The Pregnant Pause: Enough with the stupid baby drama. Lynette keeps her pregnancy from Carlos and Gaby on
Desperate Housewives, and as payback, he threatens to ship her to Miami. She deserves it. Two weeks in on the reveal that Rebecca is pregnant on
Brothers & Sisters, and she still hasn’t told future groom Justin, because he’s too busy studying. On the same show, Scottie and Kevin have ridiculous snit fits with each other every time the issue of their surrogate parenting comes up. And on
Grey’s Anatomy, Dr. Sloan barely has time to digest the fact he has a grown daughter, who shows up unannounced, then she announces she’s pregnant with nowhere to go. (Lexie isn’t the only one put off by this development.) It’s enough to make you empathize with
Modern Family guest star Elizabeth Banks, as the party girl who so resents her gay buddies’ newly adopted baby she mutters drunken threats about darling Lily. “Show me the pictures of Yoko,” she sulks about the tyke who broke up her little group.
All things considered, Finn singing “I’ll Stand By You” to a sonogram on
Glee, and his reveal to Quinn’s uptight parents that their little girl is pregnant—done to the tune of “You’ve Having My Baby”—almost seems realistic. (The scene where Finn brings heartbroken Quinn home to his own more accepting mother was one of
Glee’s more authentically touching moments to date.) And the best pregnancy reveal of the week? New Christine (Emily Rutherferd) surprising ex-fiance Richard with the news on
The New Adventures of Old Christine, but not before she tells off his crazy date (Jennifer Grey, real-life wife of Clark Gregg). “Is it mine?” he says, getting a well-deserved slap from both Christines.
Line of Duty: [
Friday Night Lights SPOILER ALERT Ahead] Kudos to Terry Kinney as
The Mentalist’s Sam Bosco, who got a hero’s exit in a sensationally intense episode after being shot multiple times by his secretary, a zombie-puppet of the murderous Red John. This FBI guy, at first an adversary than an ally of Patrick Jane (and who carried a torch for Teresa Lisbon to the end), was a strong addition to this season, and his shocking demise had real impact, especially on Jane (Simon Baker’s best work this season). … [
FNL SPOILER ALERT] On
Friday Night Lights, more heartache for the Saracen family, as Matt returns home from a hunting trip with Riggins (who took away hapless Matt’s gun) and finds a tearful Julie bearing the news that his dad was killed in Iraq. Art, life, love, duty: Nothing comes easy for this boy. I imagine this tragedy sets up his impending departure from Dillon. If ever someone needed to get out in the world, it’s Matt.

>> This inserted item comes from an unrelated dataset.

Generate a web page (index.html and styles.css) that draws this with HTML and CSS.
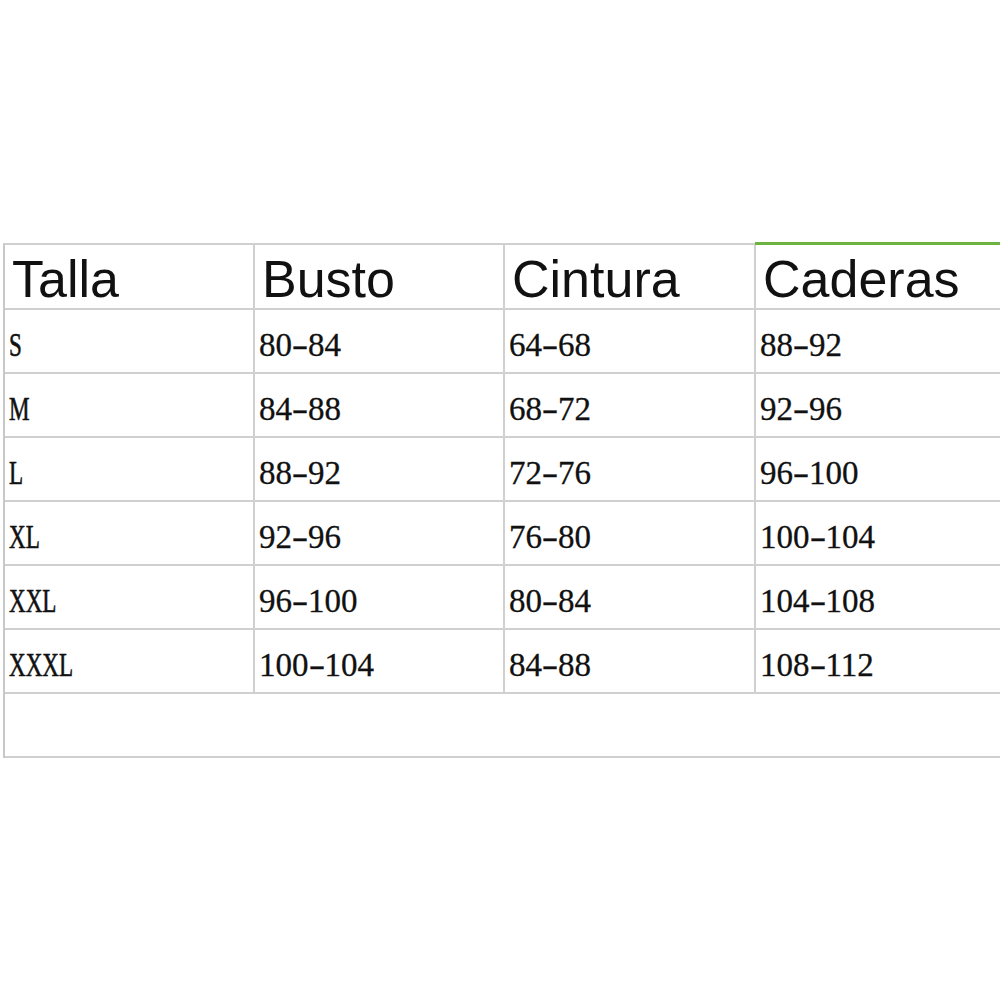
FILE: index.html
```html
<!DOCTYPE html>
<html lang="es">
<head>
<meta charset="utf-8">
<title>Tabla de tallas</title>
<link rel="stylesheet" href="styles.css">
</head>
<body>
<div class="sheet">
  <div class="cell head"><span>Talla</span></div>
  <div class="cell head"><span>Busto</span></div>
  <div class="cell head"><span>Cintura</span></div>
  <div class="cell head last active"><span>Caderas</span></div>

  <div class="cell"><span class="num size">S</span></div>
  <div class="cell"><span class="num">80<span class="dash">-</span>84</span></div>
  <div class="cell"><span class="num">64<span class="dash">-</span>68</span></div>
  <div class="cell last"><span class="num">88<span class="dash">-</span>92</span></div>

  <div class="cell"><span class="num size">M</span></div>
  <div class="cell"><span class="num">84<span class="dash">-</span>88</span></div>
  <div class="cell"><span class="num">68<span class="dash">-</span>72</span></div>
  <div class="cell last"><span class="num">92<span class="dash">-</span>96</span></div>

  <div class="cell"><span class="num size">L</span></div>
  <div class="cell"><span class="num">88<span class="dash">-</span>92</span></div>
  <div class="cell"><span class="num">72<span class="dash">-</span>76</span></div>
  <div class="cell last"><span class="num">96<span class="dash">-</span>100</span></div>

  <div class="cell"><span class="num size">XL</span></div>
  <div class="cell"><span class="num">92<span class="dash">-</span>96</span></div>
  <div class="cell"><span class="num">76<span class="dash">-</span>80</span></div>
  <div class="cell last"><span class="num">100<span class="dash">-</span>104</span></div>

  <div class="cell"><span class="num size">XXL</span></div>
  <div class="cell"><span class="num">96<span class="dash">-</span>100</span></div>
  <div class="cell"><span class="num">80<span class="dash">-</span>84</span></div>
  <div class="cell last"><span class="num">104<span class="dash">-</span>108</span></div>

  <div class="cell"><span class="num size">XXXL</span></div>
  <div class="cell"><span class="num">100<span class="dash">-</span>104</span></div>
  <div class="cell"><span class="num">84<span class="dash">-</span>88</span></div>
  <div class="cell last"><span class="num">108<span class="dash">-</span>112</span></div>

  <div class="cell empty"></div>
</div>
</body>
</html>
```

FILE: styles.css
```css
html, body {
  margin: 0;
  padding: 0;
  background: #ffffff;
}

body {
  width: 1000px;
  height: 1000px;
  overflow: hidden;
}

.sheet {
  margin-top: 243px;
  margin-left: 3px;
  display: grid;
  grid-template-columns: 250px 250px 251px 260px;
  grid-template-rows: 65px repeat(6, 64px) 64px;
  border-top: 2px solid #d0d0d0;
  border-left: 2px solid #c8c8c8;
  width: 1011px;
}

.cell {
  display: flex;
  align-items: center;
  padding-left: 4px;
  border-right: 2px solid #d0d0d0;
  border-bottom: 2px solid #d0d0d0;
  color: #111111;
}

.cell.last {
  border-right: none;
}

.head {
  padding-left: 7px;
  font-family: "Liberation Sans", Arial, sans-serif;
  font-size: 52px;
  line-height: 1;
  padding-top: 5px;
}

.head.active {
  position: relative;
}

.head.active::before {
  content: "";
  position: absolute;
  left: -1px;
  right: 0;
  top: -3px;
  height: 3px;
  background: #6db33f;
}

.num {
  display: inline-block;
  font-family: "Liberation Serif", "Times New Roman", serif;
  font-size: 33px;
  line-height: 1;
  -webkit-text-stroke: 0.3px #111111;
  padding-top: 8px;
  white-space: nowrap;
}

.dash {
  display: inline-block;
  width: 16px;
  text-align: center;
  transform: scaleX(1.5);
}

.size {
  transform: scaleX(0.7);
  transform-origin: 0 50%;
  -webkit-text-stroke: 0.6px #111111;
}

.empty {
  grid-column: 1 / -1;
  border-right: none;
}
```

Urinetown Revisited: Unhappiest trend of the week: an obsession with pee. An excruciating
South Park takes the boys to a water park where everyone pees in the pool, causing an environmental catastrophe (and yellow tidal wave) that a racist Cartman somehow connects to the Mayans’ 2010 prophecies. Before they’re rescued, a fastidious Kyle is forced to drink a jar of urine. … Not much higher on the evolutionary scale, a ridiculous
30 Rock subplot finds Liz plotting to get the roomier upstairs apartment away from her gay hipster cop neighbor (Nate Corddry). When all else fails, she borrows Frank’s “sun tea” trick of peeing into an open container, in this case a large flower vase in the living room. (Frank uses his jars of waste to water a 30 Rock window garden.) It’s about as funny as it sounds.
Faces to Watch Talk about range. This season’s go-to chameleon is
Sarah Drew (once a regular on
Everwood), who popped up on
Glee as the psycho stalker student Suzy Pepper. “Trust me. I’m a cautionary tale,” she tells obsessive Rachel. (Trust me, we know.) Hard to believe this is the same person who played the Mercy West resident who got fired on
Grey’s Anatomy and Sal’s unhappy wife on
Mad Men. … It was fun to find a too-rarely-seen character actress,
Vicki Lewis (once a
NewsRadio scene-stealer), showing up on two comedies this week: on
Curb Your Enthusiasm (as the mom of Larry’s young text-pal) and
The Middle (as a put-upon social worker). …
Modern Family doesn’t need to lean on stunt-casting to win our hearts, but
Edward Norton was a scream as Spandau Ballet’s pathetic bass player/backup singer Izzy LaFontaine, hired by lousy gift-giver Claire to play “their song” (it wasn’t) for Phil as an anniversary surprise. Loved Norton’s dismay when he realizes Phil isn’t an authentic “fan-dau."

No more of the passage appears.